• [Direction] Each line below should be reproduced without any alteration.

+++

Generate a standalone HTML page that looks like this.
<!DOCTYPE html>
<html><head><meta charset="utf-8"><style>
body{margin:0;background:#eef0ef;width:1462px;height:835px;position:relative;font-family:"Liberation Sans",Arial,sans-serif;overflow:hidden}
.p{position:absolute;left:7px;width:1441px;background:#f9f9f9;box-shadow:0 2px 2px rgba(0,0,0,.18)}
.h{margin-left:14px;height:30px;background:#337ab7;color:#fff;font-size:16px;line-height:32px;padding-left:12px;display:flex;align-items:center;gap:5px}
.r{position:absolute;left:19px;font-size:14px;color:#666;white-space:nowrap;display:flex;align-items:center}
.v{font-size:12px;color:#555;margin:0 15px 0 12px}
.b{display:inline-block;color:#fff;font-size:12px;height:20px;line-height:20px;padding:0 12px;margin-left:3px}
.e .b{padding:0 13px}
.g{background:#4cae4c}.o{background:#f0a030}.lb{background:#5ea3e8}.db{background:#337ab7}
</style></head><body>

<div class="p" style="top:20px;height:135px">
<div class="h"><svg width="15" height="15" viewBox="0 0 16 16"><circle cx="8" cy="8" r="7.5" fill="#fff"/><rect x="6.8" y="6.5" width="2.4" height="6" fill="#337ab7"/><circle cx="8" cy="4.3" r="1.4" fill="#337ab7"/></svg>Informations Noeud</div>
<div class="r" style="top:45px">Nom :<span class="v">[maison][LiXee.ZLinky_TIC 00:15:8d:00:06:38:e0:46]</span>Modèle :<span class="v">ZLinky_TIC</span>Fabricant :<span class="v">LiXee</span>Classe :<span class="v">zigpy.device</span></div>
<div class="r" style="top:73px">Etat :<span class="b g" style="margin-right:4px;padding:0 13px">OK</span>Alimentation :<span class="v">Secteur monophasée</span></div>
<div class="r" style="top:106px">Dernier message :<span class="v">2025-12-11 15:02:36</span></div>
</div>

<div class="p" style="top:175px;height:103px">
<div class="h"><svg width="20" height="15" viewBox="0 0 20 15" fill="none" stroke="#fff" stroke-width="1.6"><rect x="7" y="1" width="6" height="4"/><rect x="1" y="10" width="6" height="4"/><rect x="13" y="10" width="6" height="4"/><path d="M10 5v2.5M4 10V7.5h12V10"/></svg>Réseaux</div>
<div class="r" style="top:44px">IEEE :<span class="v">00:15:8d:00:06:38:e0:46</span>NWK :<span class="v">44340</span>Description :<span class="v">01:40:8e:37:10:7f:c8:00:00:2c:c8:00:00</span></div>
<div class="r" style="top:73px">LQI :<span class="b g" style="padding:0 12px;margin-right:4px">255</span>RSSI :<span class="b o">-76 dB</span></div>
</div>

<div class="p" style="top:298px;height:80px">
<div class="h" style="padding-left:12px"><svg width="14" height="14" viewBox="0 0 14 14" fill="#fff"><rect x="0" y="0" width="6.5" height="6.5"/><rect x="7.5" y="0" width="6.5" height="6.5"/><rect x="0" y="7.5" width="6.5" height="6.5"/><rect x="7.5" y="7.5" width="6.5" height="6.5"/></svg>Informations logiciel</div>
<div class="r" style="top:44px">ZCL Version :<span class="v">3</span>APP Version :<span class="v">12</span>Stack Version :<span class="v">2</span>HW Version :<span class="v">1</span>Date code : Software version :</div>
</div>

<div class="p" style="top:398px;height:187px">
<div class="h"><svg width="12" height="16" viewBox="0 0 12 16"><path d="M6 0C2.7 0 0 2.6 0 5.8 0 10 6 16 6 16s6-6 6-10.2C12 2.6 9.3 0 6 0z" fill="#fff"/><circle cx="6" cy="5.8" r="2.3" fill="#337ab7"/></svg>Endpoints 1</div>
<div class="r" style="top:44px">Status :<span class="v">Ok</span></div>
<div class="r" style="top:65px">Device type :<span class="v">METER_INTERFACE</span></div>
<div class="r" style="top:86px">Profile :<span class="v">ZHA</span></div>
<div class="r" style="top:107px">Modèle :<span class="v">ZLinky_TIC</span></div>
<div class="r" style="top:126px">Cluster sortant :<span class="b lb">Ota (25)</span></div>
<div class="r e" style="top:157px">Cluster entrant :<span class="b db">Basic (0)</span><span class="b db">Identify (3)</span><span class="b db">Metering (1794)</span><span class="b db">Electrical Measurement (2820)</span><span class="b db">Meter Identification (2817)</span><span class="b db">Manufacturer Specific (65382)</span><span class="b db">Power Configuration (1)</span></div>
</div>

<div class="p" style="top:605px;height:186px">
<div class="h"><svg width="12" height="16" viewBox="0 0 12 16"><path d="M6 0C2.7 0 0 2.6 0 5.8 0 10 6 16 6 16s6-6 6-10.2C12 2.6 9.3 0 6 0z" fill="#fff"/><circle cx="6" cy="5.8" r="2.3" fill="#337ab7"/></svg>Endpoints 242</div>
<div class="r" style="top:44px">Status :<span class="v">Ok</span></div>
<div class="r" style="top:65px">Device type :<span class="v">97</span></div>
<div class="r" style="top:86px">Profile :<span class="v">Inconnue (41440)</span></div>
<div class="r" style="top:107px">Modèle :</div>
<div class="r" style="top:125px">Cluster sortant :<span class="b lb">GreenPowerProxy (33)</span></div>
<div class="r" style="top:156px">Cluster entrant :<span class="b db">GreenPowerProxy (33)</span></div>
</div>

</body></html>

+++

• [Full answer]
Generate a standalone HTML page that looks like this.
<!DOCTYPE html>
<html><head><meta charset="utf-8"><style>
body{margin:0;background:#eef0ef;width:1462px;height:835px;position:relative;font-family:"Liberation Sans",Arial,sans-serif;overflow:hidden}
.p{position:absolute;left:7px;width:1441px;background:#f9f9f9;box-shadow:0 2px 2px rgba(0,0,0,.18)}
.h{margin-left:14px;height:30px;background:#337ab7;color:#fff;font-size:16px;line-height:32px;padding-left:12px;display:flex;align-items:center;gap:5px}
.r{position:absolute;left:19px;font-size:14px;color:#666;white-space:nowrap;display:flex;align-items:center}
.v{font-size:12px;color:#555;margin:0 15px 0 12px}
.b{display:inline-block;color:#fff;font-size:12px;height:20px;line-height:20px;padding:0 12px;margin-left:3px}
.e .b{padding:0 13px}
.g{background:#4cae4c}.o{background:#f0a030}.lb{background:#5ea3e8}.db{background:#337ab7}
</style></head><body>

<div class="p" style="top:20px;height:135px">
<div class="h"><svg width="15" height="15" viewBox="0 0 16 16"><circle cx="8" cy="8" r="7.5" fill="#fff"/><rect x="6.8" y="6.5" width="2.4" height="6" fill="#337ab7"/><circle cx="8" cy="4.3" r="1.4" fill="#337ab7"/></svg>Informations Noeud</div>
<div class="r" style="top:45px">Nom :<span class="v">[maison][LiXee.ZLinky_TIC 00:15:8d:00:06:38:e0:46]</span>Modèle :<span class="v">ZLinky_TIC</span>Fabricant :<span class="v">LiXee</span>Classe :<span class="v">zigpy.device</span></div>
<div class="r" style="top:73px">Etat :<span class="b g" style="margin-right:4px;padding:0 13px">OK</span>Alimentation :<span class="v">Secteur monophasée</span></div>
<div class="r" style="top:106px">Dernier message :<span class="v">2025-12-11 15:02:36</span></div>
</div>

<div class="p" style="top:175px;height:103px">
<div class="h"><svg width="20" height="15" viewBox="0 0 20 15" fill="none" stroke="#fff" stroke-width="1.6"><rect x="7" y="1" width="6" height="4"/><rect x="1" y="10" width="6" height="4"/><rect x="13" y="10" width="6" height="4"/><path d="M10 5v2.5M4 10V7.5h12V10"/></svg>Réseaux</div>
<div class="r" style="top:44px">IEEE :<span class="v">00:15:8d:00:06:38:e0:46</span>NWK :<span class="v">44340</span>Description :<span class="v">01:40:8e:37:10:7f:c8:00:00:2c:c8:00:00</span></div>
<div class="r" style="top:73px">LQI :<span class="b g" style="padding:0 12px;margin-right:4px">255</span>RSSI :<span class="b o">-76 dB</span></div>
</div>

<div class="p" style="top:298px;height:80px">
<div class="h" style="padding-left:12px"><svg width="14" height="14" viewBox="0 0 14 14" fill="#fff"><rect x="0" y="0" width="6.5" height="6.5"/><rect x="7.5" y="0" width="6.5" height="6.5"/><rect x="0" y="7.5" width="6.5" height="6.5"/><rect x="7.5" y="7.5" width="6.5" height="6.5"/></svg>Informations logiciel</div>
<div class="r" style="top:44px">ZCL Version :<span class="v">3</span>APP Version :<span class="v">12</span>Stack Version :<span class="v">2</span>HW Version :<span class="v">1</span>Date code : Software version :</div>
</div>

<div class="p" style="top:398px;height:187px">
<div class="h"><svg width="12" height="16" viewBox="0 0 12 16"><path d="M6 0C2.7 0 0 2.6 0 5.8 0 10 6 16 6 16s6-6 6-10.2C12 2.6 9.3 0 6 0z" fill="#fff"/><circle cx="6" cy="5.8" r="2.3" fill="#337ab7"/></svg>Endpoints 1</div>
<div class="r" style="top:44px">Status :<span class="v">Ok</span></div>
<div class="r" style="top:65px">Device type :<span class="v">METER_INTERFACE</span></div>
<div class="r" style="top:86px">Profile :<span class="v">ZHA</span></div>
<div class="r" style="top:107px">Modèle :<span class="v">ZLinky_TIC</span></div>
<div class="r" style="top:126px">Cluster sortant :<span class="b lb">Ota (25)</span></div>
<div class="r e" style="top:157px">Cluster entrant :<span class="b db">Basic (0)</span><span class="b db">Identify (3)</span><span class="b db">Metering (1794)</span><span class="b db">Electrical Measurement (2820)</span><span class="b db">Meter Identification (2817)</span><span class="b db">Manufacturer Specific (65382)</span><span class="b db">Power Configuration (1)</span></div>
</div>

<div class="p" style="top:605px;height:186px">
<div class="h"><svg width="12" height="16" viewBox="0 0 12 16"><path d="M6 0C2.7 0 0 2.6 0 5.8 0 10 6 16 6 16s6-6 6-10.2C12 2.6 9.3 0 6 0z" fill="#fff"/><circle cx="6" cy="5.8" r="2.3" fill="#337ab7"/></svg>Endpoints 242</div>
<div class="r" style="top:44px">Status :<span class="v">Ok</span></div>
<div class="r" style="top:65px">Device type :<span class="v">97</span></div>
<div class="r" style="top:86px">Profile :<span class="v">Inconnue (41440)</span></div>
<div class="r" style="top:107px">Modèle :</div>
<div class="r" style="top:125px">Cluster sortant :<span class="b lb">GreenPowerProxy (33)</span></div>
<div class="r" style="top:156px">Cluster entrant :<span class="b db">GreenPowerProxy (33)</span></div>
</div>

</body></html>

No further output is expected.